REQUEST
Locate and copy all lines bearing the word "that".

<<<<

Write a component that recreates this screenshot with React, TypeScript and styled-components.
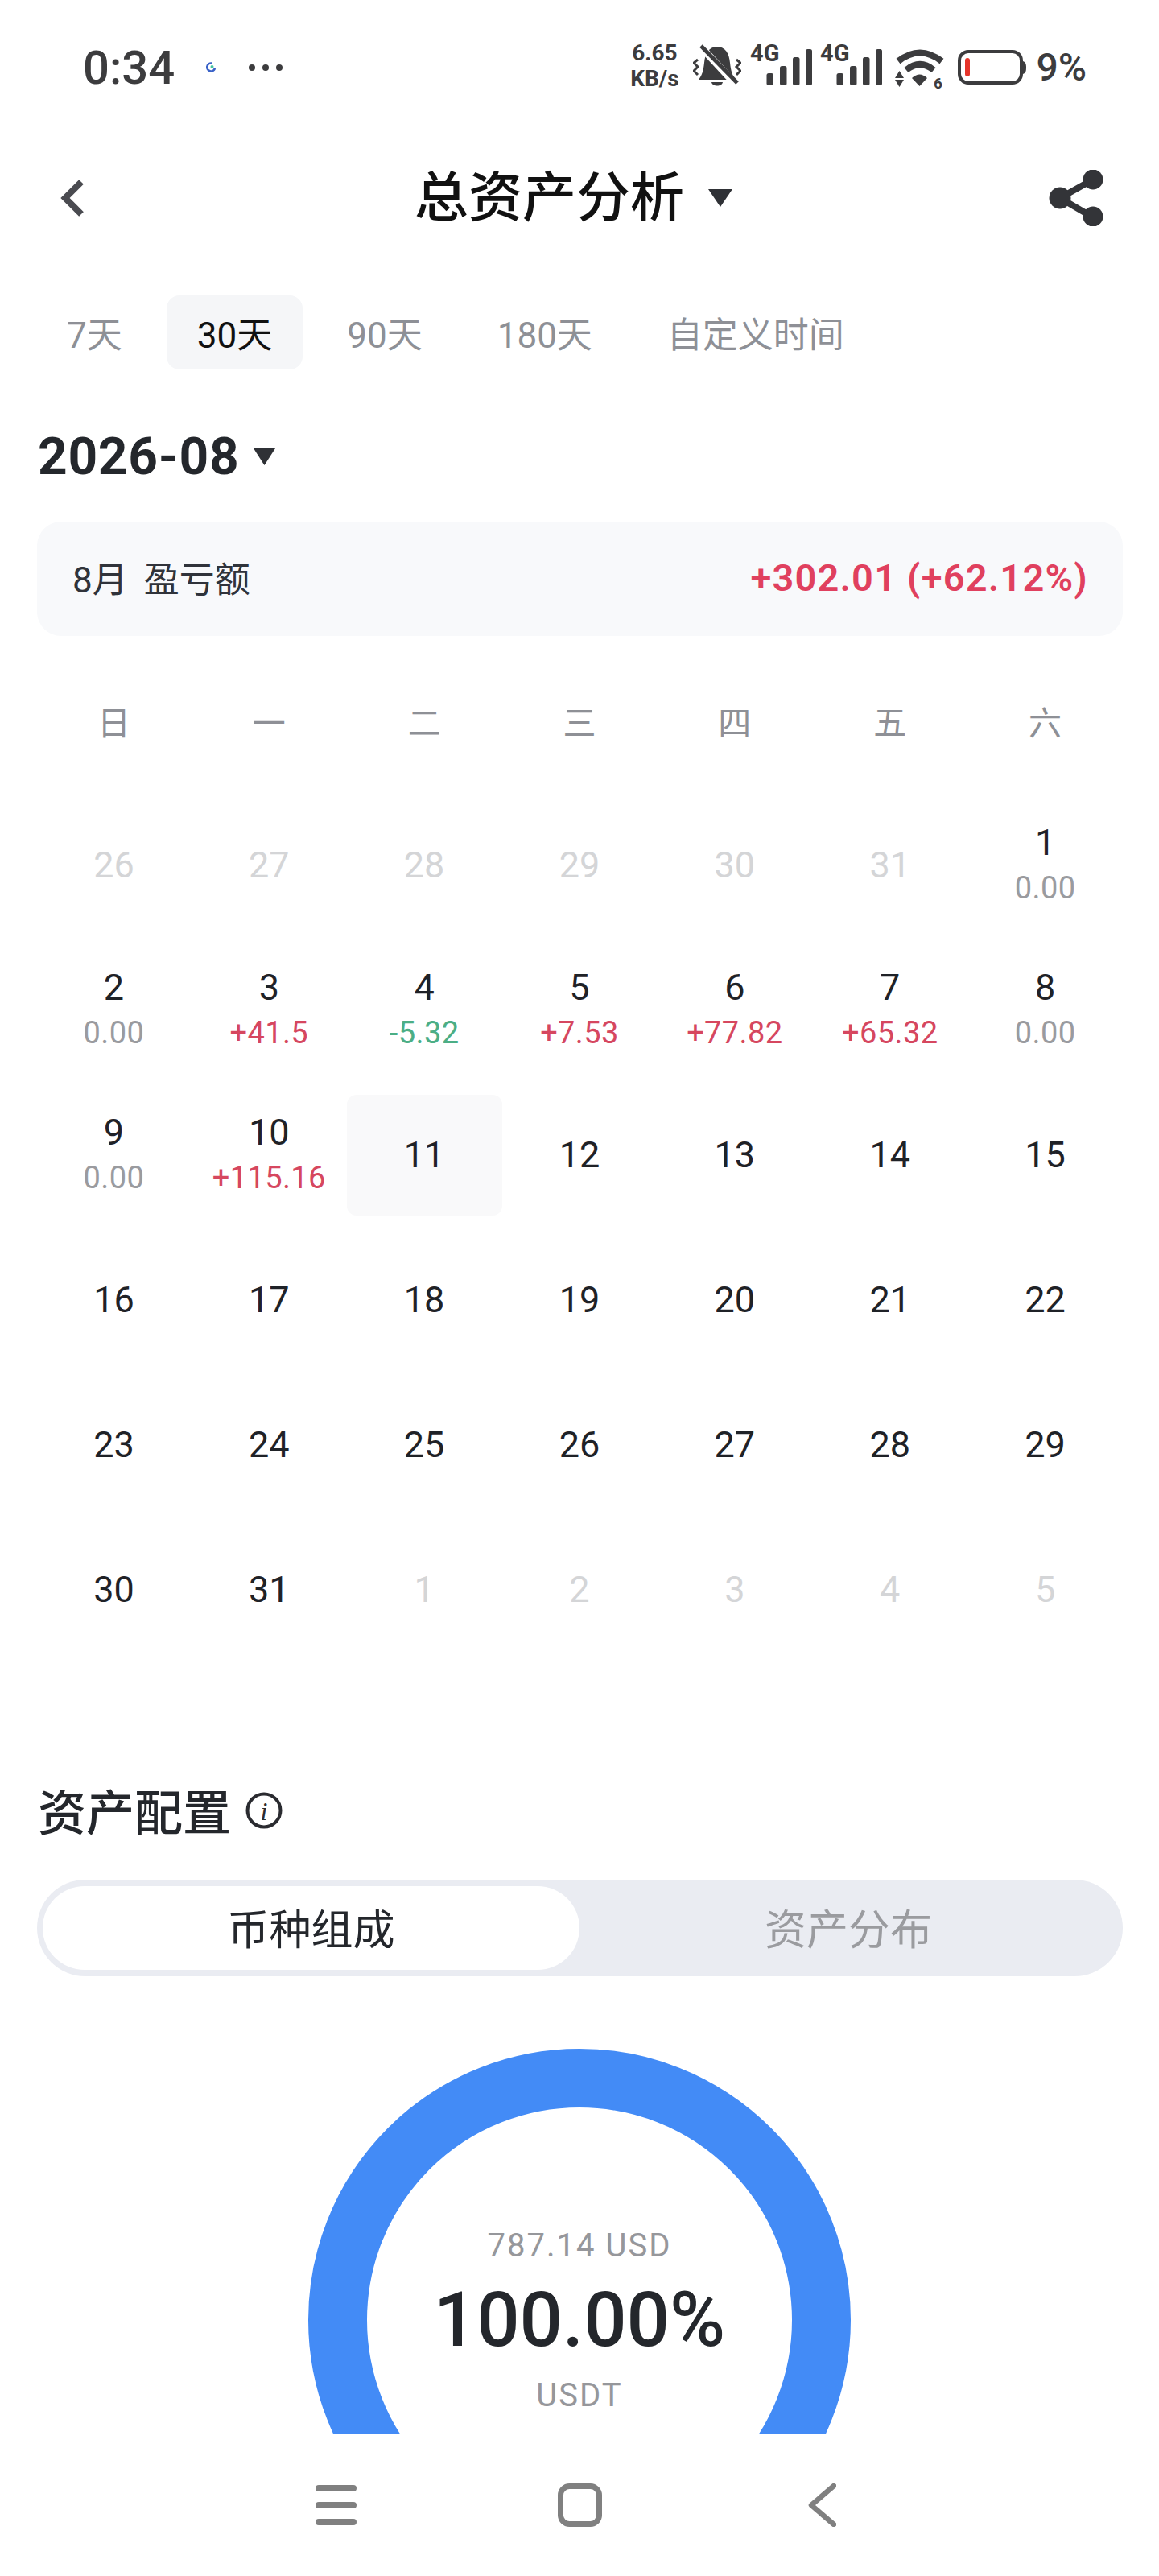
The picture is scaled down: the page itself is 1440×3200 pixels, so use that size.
import React from "react"
import styled, { createGlobalStyle } from "styled-components"

const FONT = `Roboto, "Noto Sans CJK SC", sans-serif`

const Global = createGlobalStyle`
  html, body { margin: 0; padding: 0; background: #fff; }
  * { box-sizing: border-box; }
  body { font-family: ${FONT}; }
`

const Page = styled.div`
  width: 1440px;
  height: 3200px;
  background: #fff;
  display: flex;
  flex-direction: column;
  overflow: hidden;
`

const Main = styled.main`
  height: 3023px;
  flex-shrink: 0;
  overflow: hidden;
`

/* status bar */
const StatusBar = styled.div`
  height: 168px;
  padding: 0 90px 0 103px;
  display: flex;
  align-items: center;
  color: #3c3c3e;
`
const Time = styled.span`
  font-size: 58px;
  font-weight: 500;
  line-height: 1;
`
const Loader = styled.svg`
  margin-left: 39px;
`
const Dots = styled.div`
  margin-left: 41px;
  display: flex;
  gap: 9px;
`
const Dot = styled.i`
  width: 8px;
  height: 8px;
  border-radius: 50%;
  background: #3c3c3e;
`
const StatusRight = styled.div`
  margin-left: auto;
  display: flex;
  align-items: center;
`
const Speed = styled.div`
  width: 62px;
  margin-bottom: 4px;
  font-size: 28px;
  font-weight: 700;
  line-height: 32px;
  text-align: center;
`
const StatusIcon = styled.svg<{ $ml: number }>`
  display: block;
  margin-left: ${p => p.$ml}px;
  fill: #3c3c3e;
`
const Percent = styled.span`
  margin-left: 12px;
  font-size: 48px;
  font-weight: 500;
  line-height: 60px;
`

/* title row */
const NavRow = styled.header`
  height: 154px;
  padding: 2px 69px 0 75px;
  display: grid;
  grid-template-columns: 440px auto 1fr;
  align-items: center;
`
const TitleGroup = styled.div`
  display: flex;
  align-items: center;
  gap: 30px;
`
const Title = styled.h1`
  margin: 0;
  font-size: 67px;
  font-weight: 500;
  line-height: 1;
  color: #111;
`
const ShareIcon = styled.svg`
  justify-self: end;
`

/* range tabs */
const Tabs = styled.div`
  margin-top: 45px;
  padding-left: 45px;
  display: flex;
  gap: 17px;
`
const Tab = styled.div<{ $active?: boolean }>`
  height: 92px;
  padding: 0 38px;
  display: flex;
  align-items: center;
  border-radius: 16px;
  font-size: 44px;
  color: ${p => (p.$active ? "#111" : "#8e9096")};
  background: ${p => (p.$active ? "#f5f6f8" : "transparent")};
`

const MonthRow = styled.div`
  margin-top: 61px;
  height: 94px;
  padding-left: 47px;
  display: flex;
  align-items: center;
  gap: 18px;
`
const Month = styled.span`
  font-size: 64px;
  font-weight: 700;
  letter-spacing: 0.7px;
  color: #24272c;
`

const Summary = styled.div`
  margin: 34px 45px 0 46px;
  height: 142px;
  padding: 0 43px 4px 44px;
  display: flex;
  align-items: center;
  justify-content: space-between;
  background: #f8f9fb;
  border-radius: 30px;
`
const SummaryLabel = styled.span`
  font-size: 44px;
  word-spacing: 9px;
  color: #30333a;
`
const SummaryValue = styled.span`
  font-size: 47px;
  font-weight: 600;
  letter-spacing: 1.2px;
  color: #e0405e;
`

/* calendar */
const Calendar = styled.div`
  margin: 0 45px;
  display: grid;
  grid-template-columns: repeat(7, 1fr);
`
const WeekRow = styled(Calendar)`
  margin-top: 75px;
  height: 60px;
  align-items: center;
`
const WeekDay = styled.div`
  text-align: center;
  font-size: 41px;
  color: #8e9096;
`
const DayGrid = styled(Calendar)`
  margin-top: 75px;
  grid-auto-rows: 150px;
  row-gap: 30px;
`
const DayCell = styled.div<{ $today?: boolean }>`
  display: flex;
  flex-direction: column;
  align-items: center;
  justify-content: center;
  border-radius: 12px;
  background: ${p => (p.$today ? "#f9f9fa" : "transparent")};
`
const DayNum = styled.span<{ $muted?: boolean }>`
  font-size: 45px;
  font-weight: 400;
  line-height: 56px;
  color: ${p => (p.$muted ? "#d4d5d7" : "#1f2227")};
`
const DayPnl = styled.span<{ $tone: "up" | "down" | "flat" }>`
  font-size: 38px;
  line-height: 56px;
  letter-spacing: 0.4px;
  color: ${p => ({ up: "#d6475f", down: "#4cae85", flat: "#9a9b9f" })[p.$tone]};
`

/* allocation */
const SectionHead = styled.div`
  margin-top: 157px;
  height: 80px;
  padding-left: 47px;
  display: flex;
  align-items: center;
  gap: 18px;
`
const SectionTitle = styled.h2`
  margin: 0;
  font-size: 60px;
  font-weight: 500;
  color: #24272c;
`
const InfoIcon = styled.svg`
  margin-top: 4px;
`
const Segment = styled.div`
  margin: 48px 45px 0 46px;
  height: 120px;
  padding: 8px 7px;
  display: flex;
  background: #eaecf2;
  border-radius: 60px;
`
const SegmentOn = styled.div`
  width: 667px;
  padding-bottom: 3px;
  display: flex;
  align-items: center;
  justify-content: center;
  background: #fff;
  border-radius: 52px;
  font-size: 52px;
  color: #24272c;
`
const SegmentOff = styled.div`
  flex: 1;
  padding-bottom: 3px;
  display: flex;
  align-items: center;
  justify-content: center;
  font-size: 52px;
  color: #9a9b9f;
`
const Chart = styled.div`
  position: relative;
  width: 674px;
  height: 674px;
  margin: 90px auto 0 383px;
`
const ChartText = styled.div`
  position: absolute;
  left: 0;
  right: 0;
  top: 219px;
  display: flex;
  flex-direction: column;
  align-items: center;
`
const ChartSub = styled.span`
  font-size: 40px;
  line-height: 52px;
  letter-spacing: 2px;
  color: #96979b;
`
const ChartMain = styled.span`
  margin: 11px 0 13px;
  font-size: 94px;
  font-weight: 500;
  line-height: 110px;
  color: #24272c;
`

/* system nav */
const SystemNav = styled.nav`
  height: 177px;
  padding: 0 401px 0 392px;
  display: flex;
  align-items: center;
  justify-content: space-between;
`

const weekDays = ["日", "一", "二", "三", "四", "五", "六"]

type Day = { n: number; muted?: boolean; pnl?: string; tone?: "up" | "down" | "flat" }

const days: Day[] = [
  ...[26, 27, 28, 29, 30, 31].map(n => ({ n, muted: true })),
  { n: 1, pnl: "0.00", tone: "flat" },
  { n: 2, pnl: "0.00", tone: "flat" },
  { n: 3, pnl: "+41.5", tone: "up" },
  { n: 4, pnl: "-5.32", tone: "down" },
  { n: 5, pnl: "+7.53", tone: "up" },
  { n: 6, pnl: "+77.82", tone: "up" },
  { n: 7, pnl: "+65.32", tone: "up" },
  { n: 8, pnl: "0.00", tone: "flat" },
  { n: 9, pnl: "0.00", tone: "flat" },
  { n: 10, pnl: "+115.16", tone: "up" },
  ...Array.from({ length: 21 }, (_, i) => ({ n: i + 11 })),
  ...[1, 2, 3, 4, 5].map(n => ({ n, muted: true })),
]

const Signal = ({ ml }: { ml: number }) => (
  <StatusIcon $ml={ml} width="77" height="72" viewBox="0 0 77 72">
    <text x="0" y="28" fontFamily="Roboto, sans-serif" fontSize="29" fontWeight="700">4G</text>
    <rect x="20.5" y="43" width="8.5" height="15" rx="2.5" />
    <rect x="37" y="34" width="8.5" height="24" rx="2.5" />
    <rect x="53" y="23" width="8.5" height="35" rx="2.5" />
    <rect x="69" y="13" width="8" height="45" rx="2.5" />
  </StatusIcon>
)

const Caret = ({ w, h }: { w: number; h: number }) => (
  <svg width={w} height={h} viewBox="0 0 10 8" preserveAspectRatio="none" fill="#2f3136">
    <path d="M0 0H10L5 8Z" />
  </svg>
)

export default function App() {
  return (
    <Page>
      <Global />
      <Main>
        <StatusBar>
          <Time>0:34</Time>
          <Loader width="12" height="14" viewBox="0 0 12 14">
            <path d="M7 1.5A5 5 0 1 0 11 8" fill="none" stroke="#3a62c8" strokeWidth="2.6" />
            <circle cx="7.5" cy="6" r="2" fill="#45c4a0" />
          </Loader>
          <Dots>
            <Dot />
            <Dot />
            <Dot />
          </Dots>
          <StatusRight>
            <Speed>
              6.65
              <br />
              KB/s
            </Speed>
            <StatusIcon $ml={17} width="60" height="60" viewBox="0 0 60 60">
              <path d="M30 4C40 4 45 12 46 24C47 34 49 40 53 45H7C11 40 13 34 14 24C15 12 20 4 30 4Z" />
              <path d="M23 48H37C36 54 24 54 23 48Z" />
              <path d="M8 2L56 54" stroke="#fff" strokeWidth="9" />
              <path d="M10 3L55 49" stroke="#3c3c3e" strokeWidth="5" />
              <path d="M6 20L1 24L6 29L1 34L6 39" fill="none" stroke="#3c3c3e" strokeWidth="3" />
              <path d="M54 20L59 24L54 29L59 34L54 39" fill="none" stroke="#3c3c3e" strokeWidth="3" />
            </StatusIcon>
            <Signal ml={11} />
            <Signal ml={10} />
            <StatusIcon $ml={16} width="62" height="60" viewBox="0 0 62 60">
              <path d="M4 22Q31 1 58 22" fill="none" stroke="#3c3c3e" strokeWidth="8" />
              <path d="M14 33Q31 19 48 33" fill="none" stroke="#3c3c3e" strokeWidth="8" />
              <path d="M21 43Q30.5 34 40 43L30.5 53Z" />
              <path d="M5.5 34L11 43H0Z" />
              <path d="M0 45H11L5.5 54Z" />
              <text x="48" y="56" fontFamily="Roboto, sans-serif" fontSize="19" fontWeight="700">6</text>
            </StatusIcon>
            <StatusIcon $ml={16} width="85" height="60" viewBox="0 0 85 60">
              <rect x="2" y="10" width="77" height="39" rx="11" fill="none" stroke="#3c3c3e" strokeWidth="4" />
              <path d="M81 22C84 23 85 25 85 30C85 35 84 37 81 38Z" />
              <rect x="9" y="18" width="6" height="23" rx="3" fill="#e6352b" />
            </StatusIcon>
            <Percent>9%</Percent>
          </StatusRight>
        </StatusBar>

        <NavRow>
          <svg width="30" height="48" viewBox="0 0 30 48" fill="none">
            <path d="M26 4L6 24L26 44" stroke="#4a4b50" strokeWidth="8" />
          </svg>
          <TitleGroup>
            <Title>总资产分析</Title>
            <Caret w={30} h={22} />
          </TitleGroup>
          <ShareIcon width="68" height="70" viewBox="0 0 68 70">
            <path d="M55 12L14 35L55 59" fill="none" stroke="#333438" strokeWidth="8" />
            <circle cx="55" cy="12" r="12.5" fill="#333438" />
            <circle cx="14" cy="35" r="13.5" fill="#333438" />
            <circle cx="55" cy="58" r="12.5" fill="#333438" />
          </ShareIcon>
        </NavRow>

        <Tabs>
          <Tab>7天</Tab>
          <Tab $active>30天</Tab>
          <Tab>90天</Tab>
          <Tab>180天</Tab>
          <Tab>自定义时间</Tab>
        </Tabs>

        <MonthRow>
          <Month>2026-08</Month>
          <Caret w={27} h={21} />
        </MonthRow>

        <Summary>
          <SummaryLabel>8月 盈亏额</SummaryLabel>
          <SummaryValue>+302.01 (+62.12%)</SummaryValue>
        </Summary>

        <WeekRow>
          {weekDays.map(d => (
            <WeekDay key={d}>{d}</WeekDay>
          ))}
        </WeekRow>

        <DayGrid>
          {days.map((d, i) => (
            <DayCell key={i} $today={!d.muted && d.n === 11}>
              <DayNum $muted={d.muted}>{d.n}</DayNum>
              {d.pnl && <DayPnl $tone={d.tone ?? "flat"}>{d.pnl}</DayPnl>}
            </DayCell>
          ))}
        </DayGrid>

        <SectionHead>
          <SectionTitle>资产配置</SectionTitle>
          <InfoIcon width="46" height="46" viewBox="0 0 46 46">
            <circle cx="23" cy="23" r="20.5" fill="none" stroke="#2a2b30" strokeWidth="4" />
            <text x="23" y="35" textAnchor="middle" fontFamily="Liberation Serif, serif" fontStyle="italic" fontSize="32" fill="#2a2b30">i</text>
          </InfoIcon>
        </SectionHead>

        <Segment>
          <SegmentOn>币种组成</SegmentOn>
          <SegmentOff>资产分布</SegmentOff>
        </Segment>

        <Chart>
          <svg width="674" height="674" viewBox="0 0 674 674">
            <circle cx="337" cy="337" r="300.5" fill="none" stroke="#438bf6" strokeWidth="73" />
          </svg>
          <ChartText>
            <ChartSub>787.14 USD</ChartSub>
            <ChartMain>100.00%</ChartMain>
            <ChartSub>USDT</ChartSub>
          </ChartText>
        </Chart>
      </Main>

      <SystemNav>
        <svg width="51" height="50" viewBox="0 0 51 50" fill="#808080">
          <rect x="0" y="0" width="51" height="8" rx="4" />
          <rect x="0" y="21" width="51" height="8" rx="4" />
          <rect x="0" y="42" width="51" height="8" rx="4" />
        </svg>
        <svg width="61" height="54" viewBox="0 0 61 54" fill="none">
          <rect x="3.5" y="3.5" width="48" height="47" rx="11" stroke="#808080" strokeWidth="7" />
        </svg>
        <svg width="35" height="54" viewBox="0 0 35 54" fill="none">
          <path d="M32 3L4 27L32 51" stroke="#808080" strokeWidth="6.5" strokeLinecap="round" strokeLinejoin="round" />
        </svg>
      </SystemNav>
    </Page>
  )
}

>>>>

SOLUTION
Write a component that recreates this screenshot with React, TypeScript and styled-components.
The picture is scaled down: the page itself is 1440×3200 pixels, so use that size.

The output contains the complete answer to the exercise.